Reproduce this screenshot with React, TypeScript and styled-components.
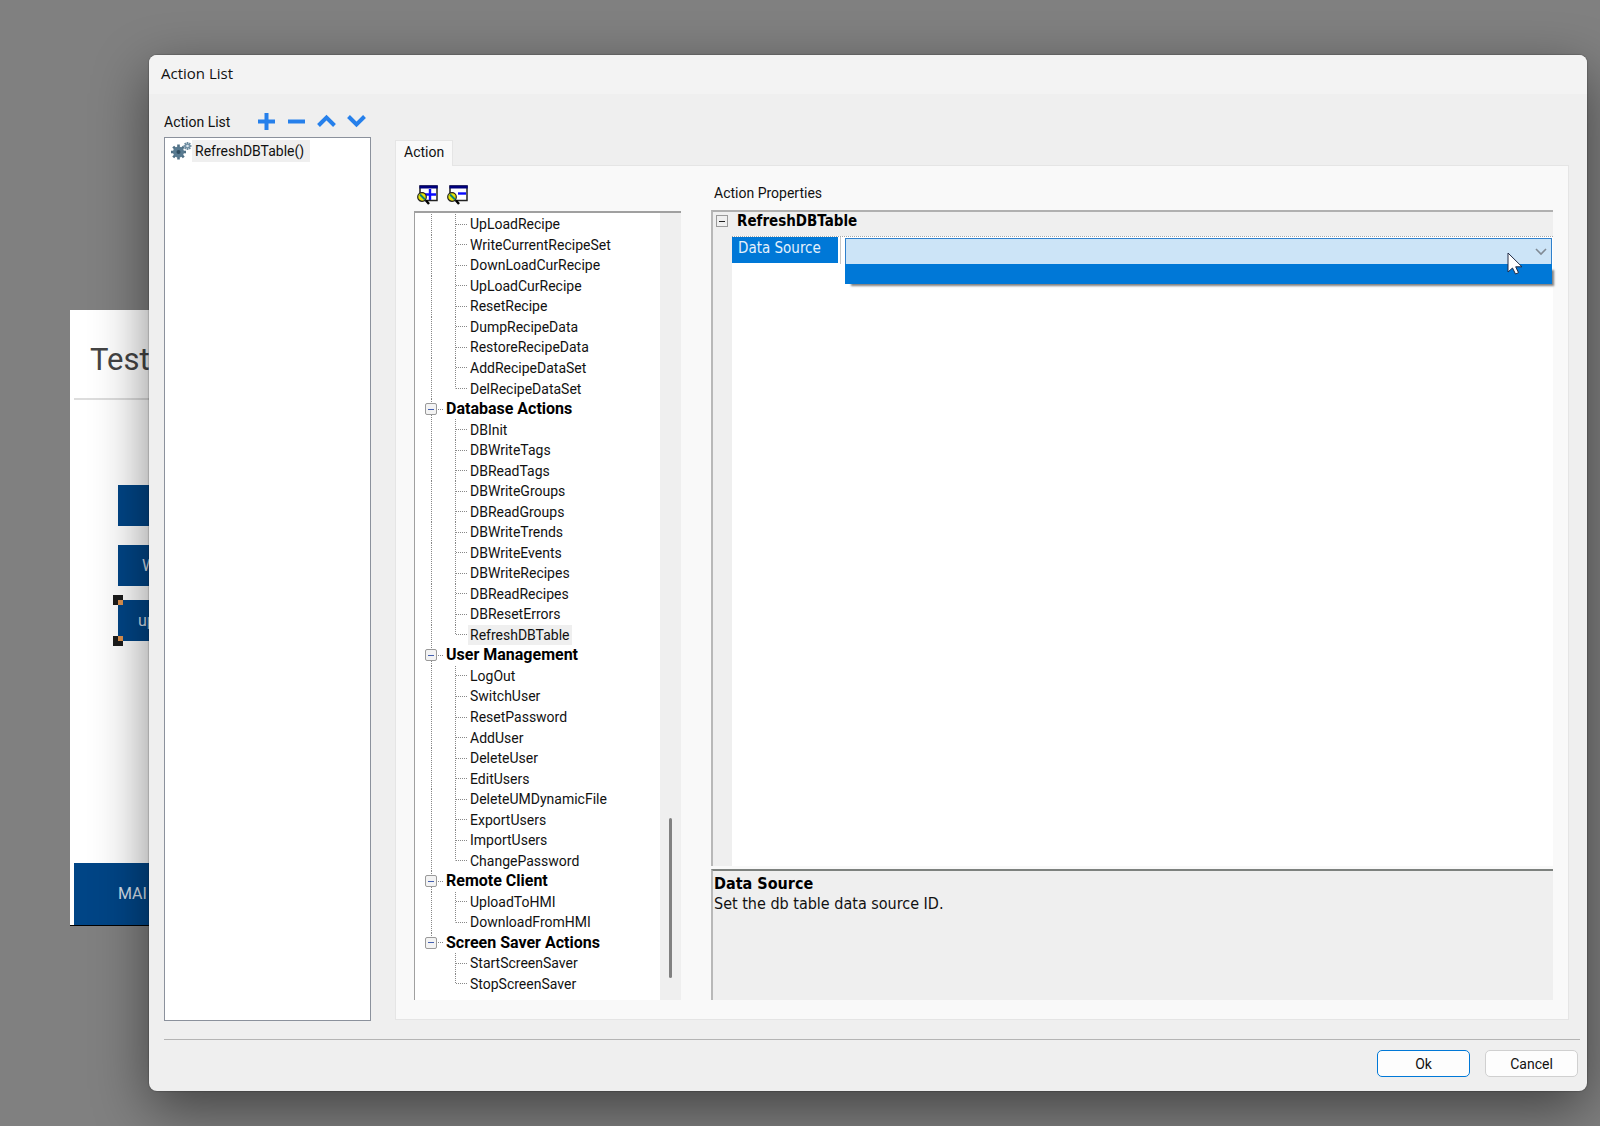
import React from "react";
import styled, { createGlobalStyle, css } from "styled-components";

const GlobalStyle = createGlobalStyle`
  * { box-sizing: border-box; }
  body { margin: 0; background: #808080; }
  button, select { font: inherit; color: inherit; }
`;

const uiFont = `Roboto, "Liberation Sans", sans-serif`;
const gridFont = `"DejaVu Sans Condensed", "DejaVu Sans", sans-serif`;

const Desktop = styled.div`
  position: relative;
  display: flex;
  min-height: 100vh;
  padding: 55px 13px 35px 149px;
  overflow: hidden;
  background: #808080;
  color: #111;
  font: 14px/20px ${uiFont};
`;

/* Panel preview behind the dialog */

const Preview = styled.section`
  position: absolute;
  left: 70px;
  top: 310px;
  width: 100px;
  height: 616px;
  display: flex;
  flex-direction: column;
  overflow: hidden;
  background: #fff;
  border-bottom: 1px solid #000;
`;

const PreviewTitle = styled.h1`
  margin: 0 0 0 4px;
  padding: 30px 0 0 16px;
  height: 90px;
  border-bottom: 2px solid #ddd;
  color: #444;
  font: 400 31px/40px Roboto, sans-serif;
`;

const PreviewButtons = styled.div`
  flex: 1;
  display: flex;
  flex-direction: column;
  padding: 85px 0 0 48px;
`;

const PreviewButton = styled.button<{ $gap: number; $indent: number }>`
  position: relative;
  height: 41px;
  margin: 0 0 ${(p) => p.$gap}px;
  padding: 0 0 0 ${(p) => p.$indent}px;
  border: 0;
  background: #004586;
  color: #d5dfe9;
  text-align: left;
  font: 16px/20px Roboto, sans-serif;
`;

const Handle = styled.span<{ $bottom?: boolean }>`
  position: absolute;
  left: -5px;
  ${(p) => (p.$bottom ? "bottom: -5px;" : "top: -5px;")}
  width: 10px;
  height: 10px;
  background: linear-gradient(#de9350, #de9350) right ${(p) => (p.$bottom ? "top" : "bottom")} / 5px 5px no-repeat #1c1c1c;
`;

const PreviewBar = styled.footer`
  height: 62px;
  margin-left: 4px;
  padding-left: 44px;
  background: #004586;
  color: #d5dfe9;
  font: 16px/62px Roboto, sans-serif;
`;

/* Dialog frame */

const Dialog = styled.section`
  position: relative;
  flex: 1;
  min-width: 0;
  display: flex;
  flex-direction: column;
  border-radius: 8px;
  background: #efefef;
  box-shadow: 0 0 1px 1px rgba(0, 0, 0, 0.15), 0 18px 56px rgba(0, 0, 0, 0.48);
`;

const TitleBar = styled.header`
  height: 39px;
  padding-left: 12px;
  border-radius: 8px 8px 0 0;
  background: #f3f3f3;
  font: 15px/36px "Open Sans", sans-serif;
`;

const Body = styled.div`
  flex: 1;
  display: flex;
  gap: 24px;
  padding: 0 18px 0 15px;
`;

const ListColumn = styled.div`
  width: 207px;
  display: flex;
  flex-direction: column;
`;

const ListToolbar = styled.div`
  display: flex;
  align-items: center;
  height: 43px;
  padding-top: 12px;
`;

const ListLabel = styled.span`
  width: 87px;
`;

const ToolButton = styled.button`
  display: flex;
  align-items: center;
  justify-content: center;
  width: 30px;
  height: 24px;
  padding: 0;
  border: 0;
  background: none;
`;

const ActionItems = styled.ul`
  flex: 1;
  margin: 0;
  padding: 2px 6px;
  border: 1px solid #8b919c;
  background: #fff;
  list-style: none;
`;

const ActionItem = styled.li`
  display: flex;
  align-items: center;
  height: 22px;
`;

const ActionItemText = styled.span`
  padding: 0 6px 0 3px;
  background: #efefef;
  line-height: 22px;
`;

const TabColumn = styled.div`
  flex: 1;
  min-width: 0;
  display: flex;
  flex-direction: column;
  padding: 46px 0 1px;
`;

const Tab = styled.button`
  align-self: flex-start;
  height: 26px;
  margin-bottom: -1px;
  padding: 0 8px 3px;
  border: 1px solid #e5e5e5;
  border-bottom: 0;
  background: #f9f9f9;
  z-index: 1;
`;

const TabPanel = styled.div`
  flex: 1;
  display: flex;
  gap: 30px;
  padding: 17px 15px 19px 18px;
  border: 1px solid #e5e5e5;
  background: #f9f9f9;
`;

/* Tree of available actions */

const TreeColumn = styled.div`
  width: 267px;
  display: flex;
  flex-direction: column;
`;

const TreeToolbar = styled.div`
  display: flex;
  gap: 8px;
  height: 28px;
  padding: 2px 0 0 3px;
`;

const TreeButton = styled.button`
  width: 22px;
  height: 20px;
  padding: 0;
  border: 0;
  background: none;
  svg { display: block; }
`;

const TreeFrame = styled.div`
  flex: 1;
  display: flex;
  border-top: 2px solid #a0a0a0;
  border-left: 1px solid #a0a0a0;
  background: #fff;
`;

const TreeList = styled.ul`
  flex: 1;
  display: flex;
  flex-direction: column;
  margin: 0;
  padding: 1px 0 6px 1px;
  list-style: none;
`;

const dotsV = "repeating-linear-gradient(#888 0 1px, transparent 1px 2px)";
const dotsH = "repeating-linear-gradient(90deg, #888 0 1px, transparent 1px 2px)";

const GroupRow = styled.li<{ $last: boolean }>`
  flex: 1;
  display: flex;
  align-items: center;
  padding-left: 9px;
  background:
    ${dotsV} 15px 0 / 1px ${(p) => (p.$last ? "50%" : "100%")} no-repeat,
    ${dotsH} 22px 50% / 5px 1px no-repeat;
  color: #000;
  font-weight: 700;
  font-size: 16px;
`;

const LeafRow = styled.li<{ $root: boolean; $last: boolean }>`
  flex: 1;
  display: flex;
  align-items: center;
  padding-left: 52px;
  background:
    ${dotsV} 15px 0 / 1px ${(p) => (p.$root ? "100%" : "0")} no-repeat,
    ${dotsV} 39px 0 / 1px ${(p) => (p.$last ? "50%" : "100%")} no-repeat,
    ${dotsH} 40px 50% / 11px 1px no-repeat;
`;

const LeafText = styled.span<{ $selected: boolean }>`
  padding: 0 2px;
  ${(p) => p.$selected && css`background: #efefef;`}
`;

const Toggle = styled.button<{ $flat?: boolean }>`
  display: flex;
  align-items: center;
  justify-content: center;
  width: 12px;
  height: 12px;
  margin-right: 9px;
  padding: 0;
  border: 1px solid #9a9a9a;
  border-radius: ${(p) => (p.$flat ? 0 : 2)}px;
  background: ${(p) => (p.$flat ? "#efefef" : "#f3f3f3")};
  &::before {
    content: "";
    width: 6px;
    height: 1px;
    background: ${(p) => (p.$flat ? "#222" : "#4460b0")};
  }
`;

const ScrollTrack = styled.div`
  display: flex;
  flex-direction: column;
  justify-content: flex-end;
  align-items: center;
  width: 21px;
  padding-bottom: 22px;
  background: #efefef;
`;

const ScrollThumb = styled.div`
  width: 3px;
  height: 160px;
  border-radius: 2px;
  background: #808080;
`;

/* Property grid */

const PropertyColumn = styled.div`
  flex: 1;
  min-width: 0;
  display: flex;
  flex-direction: column;
`;

const PropertyTitle = styled.div`
  height: 27px;
  padding-left: 3px;
`;

const PropertyGrid = styled.div`
  flex: 1;
  display: flex;
  flex-direction: column;
  border-top: 2px solid #b0b0b0;
  border-left: 2px solid #b8b8b8;
  background: linear-gradient(90deg, #efefef 19px, #fff 19px);
  font: 15px/20px ${gridFont};
`;

const Category = styled.div`
  display: flex;
  align-items: center;
  height: 24px;
  padding: 0 0 6px 3px;
  background: #efefef;
  color: #000;
  font-weight: 700;
`;

const PropertyRow = styled.div`
  display: flex;
  gap: 2px;
  height: 28px;
  margin-left: 19px;
  border-top: 1px dotted #a8a8a8;
`;

const PropertyName = styled.label`
  width: 106px;
  height: 26px;
  padding: 1px 6px;
  background: #0078d7;
  color: #e4f1fc;
`;

const PropertyValue = styled.div`
  position: relative;
  flex: 1;
  display: flex;
  padding: 1px 1px 0 4px;
  border-left: 1px solid #c8c8c8;
`;

const SourceSelect = styled.select`
  flex: 1;
  height: 27px;
  border: 1px solid #2f80cc;
  border-radius: 0;
  background: #cce4f7;
  appearance: none;
`;

const Chevron = styled.svg`
  position: absolute;
  right: 6px;
  top: 11px;
`;

const DropList = styled.div`
  position: absolute;
  left: 4px;
  right: 1px;
  top: 27px;
  height: 20px;
  background: #0078d7;
  box-shadow: 4px 4px 2px -2px rgba(0, 0, 0, 0.5);
`;

const Pointer = styled.svg`
  position: absolute;
  right: 30px;
  top: 15px;
`;

const Description = styled.div`
  height: 131px;
  margin-top: 3px;
  padding: 3px 0 0 1px;
  border-top: 2px solid #7d817e;
  border-left: 2px solid #b8b8b8;
  background: #efefef;
  font: 16px/20px ${gridFont};
  p, h2 { margin: 0; font: inherit; }
  h2 { color: #000; font-weight: 700; }
`;

/* Dialog buttons */

const Footer = styled.footer`
  display: flex;
  justify-content: flex-end;
  gap: 15px;
  margin: 18px 7px 0 15px;
  padding: 10px 2px 14px 0;
  border-top: 1px solid #b4b4b4;
`;

const DialogButton = styled.button<{ $primary?: boolean }>`
  width: 93px;
  height: 27px;
  padding: 0;
  border: ${(p) => (p.$primary ? "1px solid #0078d7" : "1px solid #d0d0d0")};
  border-radius: 5px;
  background: #fdfdfd;
`;

const groups: { name?: string; items: string[] }[] = [
  {
    items: [
      "UpLoadRecipe", "WriteCurrentRecipeSet", "DownLoadCurRecipe", "UpLoadCurRecipe", "ResetRecipe",
      "DumpRecipeData", "RestoreRecipeData", "AddRecipeDataSet", "DelRecipeDataSet",
    ],
  },
  {
    name: "Database Actions",
    items: [
      "DBInit", "DBWriteTags", "DBReadTags", "DBWriteGroups", "DBReadGroups", "DBWriteTrends",
      "DBWriteEvents", "DBWriteRecipes", "DBReadRecipes", "DBResetErrors", "RefreshDBTable",
    ],
  },
  {
    name: "User Management",
    items: [
      "LogOut", "SwitchUser", "ResetPassword", "AddUser", "DeleteUser", "EditUsers",
      "DeleteUMDynamicFile", "ExportUsers", "ImportUsers", "ChangePassword",
    ],
  },
  { name: "Remote Client", items: ["UploadToHMI", "DownloadFromHMI"] },
  { name: "Screen Saver Actions", items: ["StartScreenSaver", "StopScreenSaver"] },
];

const toolShapes = [
  { label: "Add action", d: "M9.5 1v17M1 9.5h17" },
  { label: "Remove action", d: "M1 9.5h17" },
  { label: "Move up", d: "M1.500 13.500l8-8 8 8" },
  { label: "Move down", d: "M1.500 4.500l8 8 8-8" },
];

function Gears() {
  const spokes = [0, 45, 90, 135];
  return (
    <svg width="21" height="18" viewBox="0 0 21 18">
      <g stroke="#4f6f84" strokeWidth="2.6">
        {spokes.map((a) => (
          <path key={a} d="M7.500 2.500v15" transform={`rotate(${a} 7.500 10)`} />
        ))}
      </g>
      <circle cx="7.500" cy="10" r="5.500" fill="#587a90" />
      <circle cx="7.500" cy="10" r="2" fill="#2f4d60" />
      <g stroke="#6d8ca0" strokeWidth="1.800">
        {spokes.map((a) => (
          <path key={a} d="M16.500 0v8" transform={`rotate(${a} 16.500 4)`} />
        ))}
      </g>
      <circle cx="16.500" cy="4" r="1.300" fill="#dbe6ee" />
    </svg>
  );
}

function WindowIcon({ plus }: { plus?: boolean }) {
  return (
    <svg width="22" height="20" viewBox="0 0 22 20">
      <path d="M3 1h17v14.500H3z" fill="#fff" stroke="#222" strokeWidth="1.500" />
      <path d="M2.500 0.500h18.200v3H2.500z" fill="#00007c" />
      <path d={plus ? "M8 9.500h11M13 4v11" : "M11 8.500h8"} stroke="#0a0aff" strokeWidth="2.400" />
      <circle cx="5" cy="12" r="4.300" fill="#e8e400" stroke="#222" strokeWidth="1.200" />
      <path d="M3 9.500l5 5" stroke="#0a8078" strokeWidth="2" />
      <path d="M9 15.500l3 3.500" stroke="#000" strokeWidth="2.400" />
    </svg>
  );
}

export default function App() {
  return (
    <>
      <GlobalStyle />
      <Desktop>
        <Preview>
          <PreviewTitle>Test</PreviewTitle>
          <PreviewButtons>
            <PreviewButton $gap={19} $indent={24} aria-label="Preview button" />
            <PreviewButton $gap={14} $indent={24}>W</PreviewButton>
            <PreviewButton $gap={0} $indent={20}>
              up
              <Handle />
              <Handle $bottom />
            </PreviewButton>
          </PreviewButtons>
          <PreviewBar>MAI</PreviewBar>
        </Preview>

        <Dialog role="dialog" aria-label="Action List">
          <TitleBar>Action List</TitleBar>
          <Body>
            <ListColumn>
              <ListToolbar>
                <ListLabel>Action List</ListLabel>
                {toolShapes.map((t) => (
                  <ToolButton key={t.label} aria-label={t.label}>
                    <svg width="19" height="19" viewBox="0 0 19 19" fill="none" stroke="#2680eb" strokeWidth="4">
                      <path d={t.d} />
                    </svg>
                  </ToolButton>
                ))}
              </ListToolbar>
              <ActionItems>
                <ActionItem>
                  <Gears />
                  <ActionItemText>RefreshDBTable()</ActionItemText>
                </ActionItem>
              </ActionItems>
            </ListColumn>

            <TabColumn>
              <Tab role="tab" aria-selected="true">Action</Tab>
              <TabPanel role="tabpanel">
                <TreeColumn>
                  <TreeToolbar>
                    <TreeButton aria-label="Expand all"><WindowIcon plus /></TreeButton>
                    <TreeButton aria-label="Collapse all"><WindowIcon /></TreeButton>
                  </TreeToolbar>
                  <TreeFrame>
                    <TreeList>
                      {groups.map((g, gi) => {
                        const lastGroup = gi === groups.length - 1;
                        return (
                          <React.Fragment key={gi}>
                            {g.name && (
                              <GroupRow $last={lastGroup}>
                                <Toggle aria-label={g.name} />
                                {g.name}
                              </GroupRow>
                            )}
                            {g.items.map((item, i) => (
                              <LeafRow key={item} $root={!lastGroup} $last={i === g.items.length - 1}>
                                <LeafText $selected={item === "RefreshDBTable"}>{item}</LeafText>
                              </LeafRow>
                            ))}
                          </React.Fragment>
                        );
                      })}
                    </TreeList>
                    <ScrollTrack><ScrollThumb /></ScrollTrack>
                  </TreeFrame>
                </TreeColumn>

                <PropertyColumn>
                  <PropertyTitle>Action Properties</PropertyTitle>
                  <PropertyGrid>
                    <Category>
                      <Toggle $flat aria-label="Collapse RefreshDBTable" />
                      RefreshDBTable
                    </Category>
                    <PropertyRow>
                      <PropertyName htmlFor="data-source">Data Source</PropertyName>
                      <PropertyValue>
                        <SourceSelect id="data-source"><option value="" /></SourceSelect>
                        <Chevron width="12" height="8" viewBox="0 0 12 8" fill="none" stroke="#808a94" strokeWidth="1.600">
                          <path d="M1 1l5 5 5-5" />
                        </Chevron>
                        <DropList />
                        <Pointer width="16" height="23" viewBox="0 0 16 23">
                          <path d="M1 1v19l4.500-4 3 6 3-1.300-2.800-5.900H15z" fill="#fff" stroke="#222b45" strokeWidth="1" />
                        </Pointer>
                      </PropertyValue>
                    </PropertyRow>
                  </PropertyGrid>
                  <Description>
                    <h2>Data Source</h2>
                    <p>Set the db table data source ID.</p>
                  </Description>
                </PropertyColumn>
              </TabPanel>
            </TabColumn>
          </Body>
          <Footer>
            <DialogButton $primary>Ok</DialogButton>
            <DialogButton>Cancel</DialogButton>
          </Footer>
        </Dialog>
      </Desktop>
    </>
  );
}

SET EXERCISE:
Return every line containing "components".

EXERCISE RESPONSE:
Reproduce this screenshot with React, TypeScript and styled-components.
import styled, { createGlobalStyle, css } from "styled-components";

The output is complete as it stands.